Détruire, disent-ils, il faut s’attaquer à la Constitution. Par exemple à l’excellent 49-3 qui permet au gouvernement de gouverner (une hérésie, on en conviendra). Haro sur Élisabeth Borne donc pour en avoir usé largement. Pas souvenir que la presse de gauche ait vilipendé le recordman en la matière, un certain Michel Rocard. Qu’imaginer de plus pour affaiblir encore le système ? La proportionnelle pardi ! Elle fait des ravages en Israël où elle est intégrale. Elle a fait merveille sous la IVème. L’un des trois mandats du bon Henri Queuille a duré dix jours. Barnier est loin du compte.

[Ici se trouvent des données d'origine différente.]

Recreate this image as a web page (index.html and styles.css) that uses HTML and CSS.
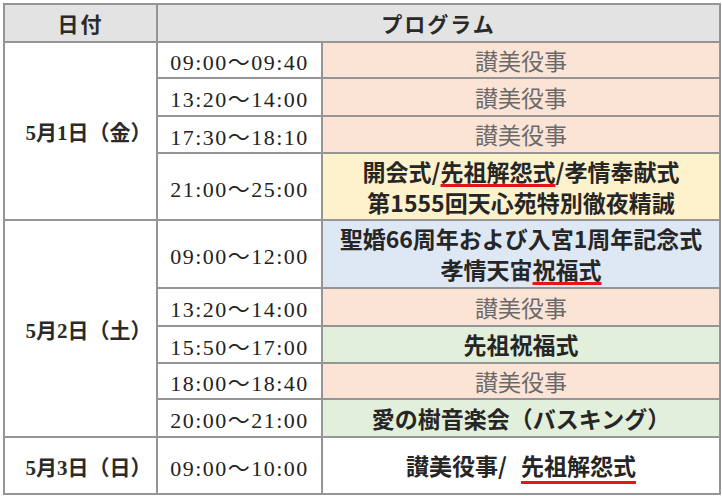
FILE: index.html
```html
<!DOCTYPE html>
<html lang="ja">
<head>
<meta charset="utf-8">
<link rel="stylesheet" href="styles.css">
</head>
<body>
<table class="sched">
  <colgroup><col class="c-date"><col class="c-time"><col class="c-prog"></colgroup>
  <thead>
    <tr class="h-head"><th>日付</th><th colspan="2">プログラム</th></tr>
  </thead>
  <tbody>
    <tr class="h36"><td class="date" rowspan="4">5月1日（金）</td><td class="time">09:00～09:40</td><td class="prog salmon light">讃美役事</td></tr>
    <tr class="h38"><td class="time">13:20～14:00</td><td class="prog salmon light">讃美役事</td></tr>
    <tr class="h37"><td class="time">17:30～18:10</td><td class="prog salmon light">讃美役事</td></tr>
    <tr class="h67"><td class="time">21:00～25:00</td><td class="prog yellow">開会式/<span class="mark">先祖解怨式</span>/孝情奉献式<br>第1555回天心苑特別徹夜精誠</td></tr>
    <tr class="h68"><td class="date" rowspan="5">5月2日（土）</td><td class="time">09:00～12:00</td><td class="prog blue">聖婚66周年および入宮1周年記念式<br>孝情天宙<span class="mark">祝福式</span></td></tr>
    <tr class="h38"><td class="time">13:20～14:00</td><td class="prog salmon light">讃美役事</td></tr>
    <tr class="h37"><td class="time">15:50～17:00</td><td class="prog green">先祖祝福式</td></tr>
    <tr class="h36"><td class="time">18:00～18:40</td><td class="prog salmon light">讃美役事</td></tr>
    <tr class="h38"><td class="time">20:00～21:00</td><td class="prog green">愛の樹音楽会（バスキング）</td></tr>
    <tr class="h57"><td class="date">5月3日（日）</td><td class="time">09:00～10:00</td><td class="prog">讃美役事/<span class="mark mark-low">先祖解怨式</span></td></tr>
  </tbody>
</table>
</body>
</html>
```
FILE: styles.css
```css
html, body {
  margin: 0;
  padding: 0;
  background: #ffffff;
}
body {
  padding: 3px 0 0 3px;
  font-family: "Liberation Serif", "Noto Sans CJK JP", serif;
  color: #222;
}
.sched {
  border-collapse: collapse;
  table-layout: fixed;
  width: 716px;
}
.c-date { width: 153px; }
.c-time { width: 165px; }
.c-prog { width: 398px; }
.sched th, .sched td {
  border: 2px solid #959595;
  padding: 0;
  text-align: center;
  vertical-align: middle;
}
.sched th {
  background: #e3e3e3;
  font-family: "Noto Sans CJK JP", sans-serif;
  font-weight: 700;
  font-size: 21px;
  letter-spacing: 2px;
  color: #2a2a2a;
  line-height: 1;
}
.h-head { height: 38px; }
.h36 { height: 36px; }
.h37 { height: 37px; }
.h38 { height: 38px; }
.h57 { height: 57px; }
.h67 { height: 67px; }
.h68 { height: 68px; }
.date {
  font-family: "Liberation Serif", "Noto Sans CJK JP", serif;
  font-weight: 700;
  font-size: 21px;
  color: #2a2a2a;
  padding-left: 16px !important;
}
.time {
  font-family: "Liberation Serif", "Noto Sans CJK JP", serif;
  font-size: 22px;
  letter-spacing: 1.5px;
  color: #222;
}
.prog {
  font-family: "Noto Sans CJK JP", sans-serif;
  font-weight: 700;
  font-size: 23px;
  line-height: 31px;
  color: #262626;
}
.prog.light {
  font-weight: 400;
  color: #6a6a6a;
}
.salmon { background: #fbe4d6; }
.yellow { background: #fef2cd; }
.blue { background: #dee7f4; }
.green { background: #e2efdb; }
.mark {
  text-decoration: underline;
  text-decoration-color: #e8141c;
  text-decoration-thickness: 3px;
  text-underline-offset: 3px;
  text-decoration-skip-ink: none;
}
.mark-low {
  margin-left: 14px;
  text-underline-offset: 6px;
}
```
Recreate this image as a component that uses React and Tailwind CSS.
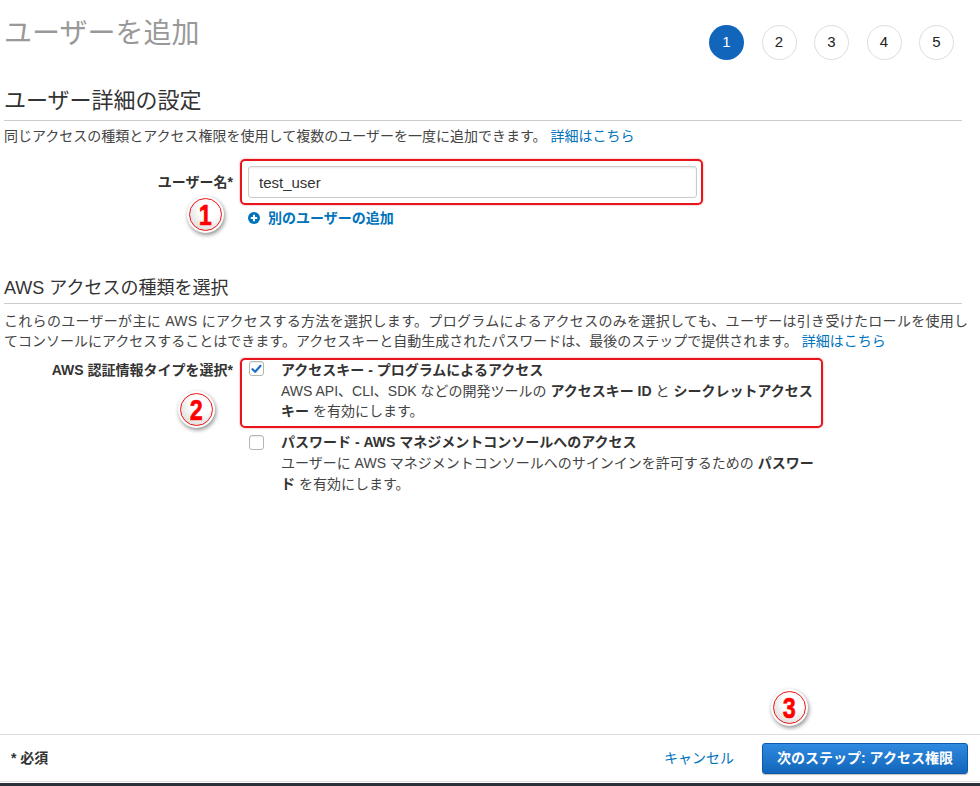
import React from "react";

function Annot({ n, className }) {
  return (
    <div
      className={
        "absolute w-[37px] h-[37px] rounded-full bg-white p-[2px] shadow-[1px_2px_4px_rgba(0,0,0,0.45)] " +
        className
      }
    >
      <div className="w-full h-full rounded-full border-[1.5px] border-[#ee1111] bg-[radial-gradient(circle_at_62%_32%,#ffffff_35%,#cfcfcf_100%)] flex items-center justify-center">
        <span className="text-[30px] leading-none font-bold text-[#ff0000] [-webkit-text-stroke:0.6px_#ff0000] scale-x-[0.78] [text-shadow:0_0_1px_#fff,0_0_2px_#fff] font-['Liberation_Sans',sans-serif]">
          {n}
        </span>
      </div>
    </div>
  );
}

function Step({ n, active }) {
  return active ? (
    <div className="w-[35px] h-[35px] rounded-full bg-[#1166bb] text-white flex items-center justify-center text-[15px]">
      {n}
    </div>
  ) : (
    <div className="w-[35px] h-[35px] rounded-full border border-[#dddddd] bg-white text-[#222] flex items-center justify-center text-[15px]">
      {n}
    </div>
  );
}

function CheckBox({ checked, className }) {
  return (
    <div
      className={
        "shrink-0 w-[15px] h-[15px] rounded-[3px] border border-[#b5b5b5] bg-white shadow-[inset_0_1px_1px_rgba(0,0,0,0.08)] flex items-center justify-center " +
        className
      }
    >
      {checked && (
        <svg width="11" height="10" viewBox="0 0 11 10">
          <path d="M1.5 5.2 L4.2 7.8 L9.5 1.8" fill="none" stroke="#1a6fc4" strokeWidth="2.2" strokeLinecap="round" strokeLinejoin="round" />
        </svg>
      )}
    </div>
  );
}

export default function App() {
  return (
    <div className="relative w-[980px] h-[786px] bg-white flex flex-col overflow-hidden font-['Liberation_Sans','Noto_Sans_CJK_JP',sans-serif] text-[#444]">
      <div className="flex-1 px-[4px]">
        <div className="flex items-start justify-between h-[60px]">
          <h1 className="mt-[17px] text-[28px] leading-[34px] text-[#999999] font-normal">ユーザーを追加</h1>
          <div className="mt-[25px] mr-[22px] flex gap-[17.5px]">
            <Step n="1" active />
            <Step n="2" />
            <Step n="3" />
            <Step n="4" />
            <Step n="5" />
          </div>
        </div>

        <h2 className="mt-[26px] w-[958px] text-[22px] leading-[30px] text-[#333] font-normal pb-[4px] border-b border-[#cccccc]">
          ユーザー詳細の設定
        </h2>
        <p className="mt-[5px] text-[14px] leading-[20px] text-[#444]">
          同じアクセスの種類とアクセス権限を使用して複数のユーザーを一度に追加できます。{" "}
          <span className="text-[#0073bb]">詳細はこちら</span>
        </p>

        <div className="mt-[13px] flex items-center">
          <div className="w-[229px] text-right text-[14px] leading-[20px] font-bold text-[#333]">ユーザー名*</div>
          <div className="ml-[7px] border-2 border-[#e8141c] rounded-[5px] pl-[6px] pr-[4px] py-[5px] shadow-[0_0_2px_rgba(232,20,28,0.5)]">
            <input
              readOnly
              value="test_user"
              className="w-[449px] h-[32px] border border-[#cccccc] rounded-[3px] px-[10px] text-[15px] text-[#333] bg-white shadow-[inset_0_1px_2px_rgba(0,0,0,0.1)] outline-none"
            />
          </div>
        </div>

        <div className="mt-[3px] ml-[244px] flex items-center gap-[8px] text-[14px] leading-[20px] font-bold text-[#0073bb]">
          <svg width="12" height="12" viewBox="0 0 12 12">
            <circle cx="6" cy="6" r="6" fill="#0073bb" />
            <path d="M6 2.8 V9.2 M2.8 6 H9.2" stroke="#fff" strokeWidth="2" />
          </svg>
          <span>別のユーザーの追加</span>
        </div>

        <h2 className="mt-[47px] w-[958px] text-[18px] leading-[26px] text-[#333] font-normal pb-[2px] border-b border-[#cccccc]">
          AWS アクセスの種類を選択
        </h2>
        <p className="mt-[7px] text-[14px] leading-[20px] text-[#444] whitespace-nowrap">
          <span className="tracking-[0.3px]">
            これらのユーザーが主に AWS にアクセスする方法を選択します。プログラムによるアクセスのみを選択しても、ユーザーは引き受けたロールを使用し
          </span>
          <br />
          てコンソールにアクセスすることはできます。アクセスキーと自動生成されたパスワードは、最後のステップで提供されます。{" "}
          <span className="text-[#0073bb]">詳細はこちら</span>
        </p>

        <div className="mt-[7px] flex items-start">
          <div className="w-[229px] pt-[2px] text-right text-[14px] leading-[20px] font-bold text-[#333]">
            AWS 認証情報タイプを選択*
          </div>
          <div className="ml-[7px] flex flex-col">
            <div className="w-[583px] border-2 border-[#e8141c] rounded-[5px] pl-[7px] pb-[5px] flex items-start shadow-[0_0_2px_rgba(232,20,28,0.5)]">
              <CheckBox checked className="mt-[1px]" />
              <div className="ml-[17px] text-[14px] whitespace-nowrap">
                <div className="leading-[21px] font-bold text-[#333]">アクセスキー - プログラムによるアクセス</div>
                <div className="leading-[20px] text-[#444]">
                  AWS API、CLI、SDK などの開発ツールの <b className="text-[#333]">アクセスキー ID</b> と{" "}
                  <b className="text-[#333]">シークレットアクセス</b>
                  <br />
                  <b className="text-[#333]">キー</b> を有効にします。
                </div>
              </div>
            </div>
            <div className="mt-[4px] pl-[9px] flex items-start">
              <CheckBox className="mt-[3px]" />
              <div className="ml-[17px] text-[14px] whitespace-nowrap">
                <div className="leading-[21px] font-bold text-[#333]">パスワード - AWS マネジメントコンソールへのアクセス</div>
                <div className="leading-[21px] text-[#444]">
                  ユーザーに AWS マネジメントコンソールへのサインインを許可するための <b className="text-[#333]">パスワー</b>
                  <br />
                  <b className="text-[#333]">ド</b> を有効にします。
                </div>
              </div>
            </div>
          </div>
        </div>
      </div>

      <div className="box-border h-[48px] border-t border-b border-[#dddddd] flex items-center justify-between pl-[11px] pr-[12px]">
        <div className="text-[14px] font-bold text-[#333]">* 必須</div>
        <div className="flex items-center">
          <span className="mr-[28px] text-[14px] text-[#0073bb]">キャンセル</span>
          <button className="w-[206px] h-[31px] rounded-[3px] border border-[#0e5aa7] bg-gradient-to-b from-[#2f8ae0] to-[#1166bb] text-white text-[14px] font-bold shadow-[0_1px_1px_rgba(0,0,0,0.25)]">
            次のステップ: アクセス権限
          </button>
        </div>
      </div>
      <div className="h-[1px] bg-white" />
      <div className="h-[3px] bg-[#2b3138]" />

      <Annot n="1" className="left-[187px] top-[196px]" />
      <Annot n="2" className="left-[178px] top-[391px]" />
      <Annot n="3" className="left-[771px] top-[689px]" />
    </div>
  );
}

À ce niveau d’abdication, on rend les armes.
Nous voilà en phase terminale avec une Épiphanie touchante du parti socialiste faisant mine de découvrir la vraie nature de Mélenchon (sept ans de réflexion, tout de même) et un viatique désormais officiel : le Renoncement collectif. Renoncement à la censure et au 49-3. Et même à de nouvelles législatives anticipées (sérieusement ?). Avec, une fois de plus, le sophisme de l’inversion accusatoire. Les boutiques multiplient les injonctions contradictoires et cela devient pour les show runners survoltés de la politique que sont désormais les réseaux et les TV all news : « Macron n’arrive pas à se décider »! Finalement le Président se résout à un choix par défaut, François Bayrou plutôt que Sébastien Lecornu. Le Vieux Monde tient sa revanche. En voie d’épuisement, la classe politique française est tentée par un Seppuku collectif en entrant dans l’ère du Ni-Ni-Ni : ni participation, ni soutien, ni censure.
Encore un mot sur Notre Dame : pourquoi Macron a réussi l’impossible ? En court-circuitant les Comités Théodule et en faisant le bon choix d’un vrai patron, le Général Georgelin. En somme en appliquant dans l’esprit l’article 16 de la Constitution.